### Given data:
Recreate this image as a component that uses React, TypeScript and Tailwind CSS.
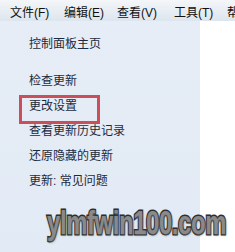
import { clsx as cn } from 'clsx';

const menus = [
  { label: '文件(F)', w: 'w-[54px]' },
  { label: '编辑(E)', w: 'w-[53px]' },
  { label: '查看(V)', w: 'w-[57px]' },
  { label: '工具(T)', w: 'w-[53px]' },
  { label: '帮', w: 'w-[20px]' },
];

const links = [
  { label: '控制面板主页', mt: 'mt-[11px]' },
  { label: '检查更新', mt: 'mt-[12px]' },
  { label: '更改设置', mt: 'mt-0', boxed: true },
  { label: '查看更新历史记录', mt: 'mt-0' },
  { label: '还原隐藏的更新', mt: 'mt-0' },
  { label: '更新: 常见问题', mt: 'mt-0' },
];

export default function App() {
  return (
    <div className="w-[235px] h-[252px] overflow-hidden flex bg-white font-['Liberation_Sans','Noto_Sans_CJK_SC',sans-serif]">
      {/* window edge */}
      <div className="w-[1px] bg-[#5f6f55]" />
      <div className="w-[2px] bg-[#e9eef3]" />

      <div className="flex-1 flex flex-col">
        {/* menu bar */}
        <div className="h-[21px] flex pt-[5px] pl-[10px] bg-gradient-to-b from-[#f4f6f9] to-[#dde5ee] text-[12px] leading-[16px] text-[#111] whitespace-nowrap overflow-hidden">
          {menus.map((m) => (
            <span key={m.label} className={cn('shrink-0', m.w)}>
              {m.label}
            </span>
          ))}
        </div>

        <div className="flex-1 flex relative">
          {/* navigation pane */}
          <div className="w-[200px] bg-gradient-to-b from-[#e6edf6] to-[#e2eaf5] flex flex-col pl-[29px] text-[12px] leading-[25px] text-[#1b2a3e]">
            {links.map((l) => (
              <div key={l.label} className={cn('relative h-[25px] whitespace-nowrap', l.mt)}>
                {l.label}
                {l.boxed && (
                  <span className="absolute -left-[10px] top-[1px] w-[81px] h-[29px] border-[3px] border-[#c9505a]" />
                )}
              </div>
            ))}
          </div>
          <div className="flex-1 bg-white" />

          {/* watermark */}
          <span
            className="absolute left-[47px] top-[184px] origin-left scale-x-[0.7] text-[34px] font-bold leading-none tracking-[-0.5px] text-[#8a8a8a] whitespace-nowrap"
            style={{ WebkitTextStroke: '3px #2a2a2a', paintOrder: 'stroke fill', textShadow: '1px 1px 3px #666' }}
          >
            ylmfwin100.com
          </span>
        </div>
      </div>
    </div>
  );
}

### Job:
Every line of the data above should be quoted exactly. Omit the pictures.

### Answer to this problem:
Recreate this image as a component that uses React, TypeScript and Tailwind CSS.
import { clsx as cn } from 'clsx';

const menus = [
  { label: '文件(F)', w: 'w-[54px]' },
  { label: '编辑(E)', w: 'w-[53px]' },
  { label: '查看(V)', w: 'w-[57px]' },
  { label: '工具(T)', w: 'w-[53px]' },
  { label: '帮', w: 'w-[20px]' },
];

const links = [
  { label: '控制面板主页', mt: 'mt-[11px]' },
  { label: '检查更新', mt: 'mt-[12px]' },
  { label: '更改设置', mt: 'mt-0', boxed: true },
  { label: '查看更新历史记录', mt: 'mt-0' },
  { label: '还原隐藏的更新', mt: 'mt-0' },
  { label: '更新: 常见问题', mt: 'mt-0' },
];

export default function App() {
  return (
    <div className="w-[235px] h-[252px] overflow-hidden flex bg-white font-['Liberation_Sans','Noto_Sans_CJK_SC',sans-serif]">
      {/* window edge */}
      <div className="w-[1px] bg-[#5f6f55]" />
      <div className="w-[2px] bg-[#e9eef3]" />

      <div className="flex-1 flex flex-col">
        {/* menu bar */}
        <div className="h-[21px] flex pt-[5px] pl-[10px] bg-gradient-to-b from-[#f4f6f9] to-[#dde5ee] text-[12px] leading-[16px] text-[#111] whitespace-nowrap overflow-hidden">
          {menus.map((m) => (
            <span key={m.label} className={cn('shrink-0', m.w)}>
              {m.label}
            </span>
          ))}
        </div>

        <div className="flex-1 flex relative">
          {/* navigation pane */}
          <div className="w-[200px] bg-gradient-to-b from-[#e6edf6] to-[#e2eaf5] flex flex-col pl-[29px] text-[12px] leading-[25px] text-[#1b2a3e]">
            {links.map((l) => (
              <div key={l.label} className={cn('relative h-[25px] whitespace-nowrap', l.mt)}>
                {l.label}
                {l.boxed && (
                  <span className="absolute -left-[10px] top-[1px] w-[81px] h-[29px] border-[3px] border-[#c9505a]" />
                )}
              </div>
            ))}
          </div>
          <div className="flex-1 bg-white" />

          {/* watermark */}
          <span
            className="absolute left-[47px] top-[184px] origin-left scale-x-[0.7] text-[34px] font-bold leading-none tracking-[-0.5px] text-[#8a8a8a] whitespace-nowrap"
            style={{ WebkitTextStroke: '3px #2a2a2a', paintOrder: 'stroke fill', textShadow: '1px 1px 3px #666' }}
          >
            ylmfwin100.com
          </span>
        </div>
      </div>
    </div>
  );
}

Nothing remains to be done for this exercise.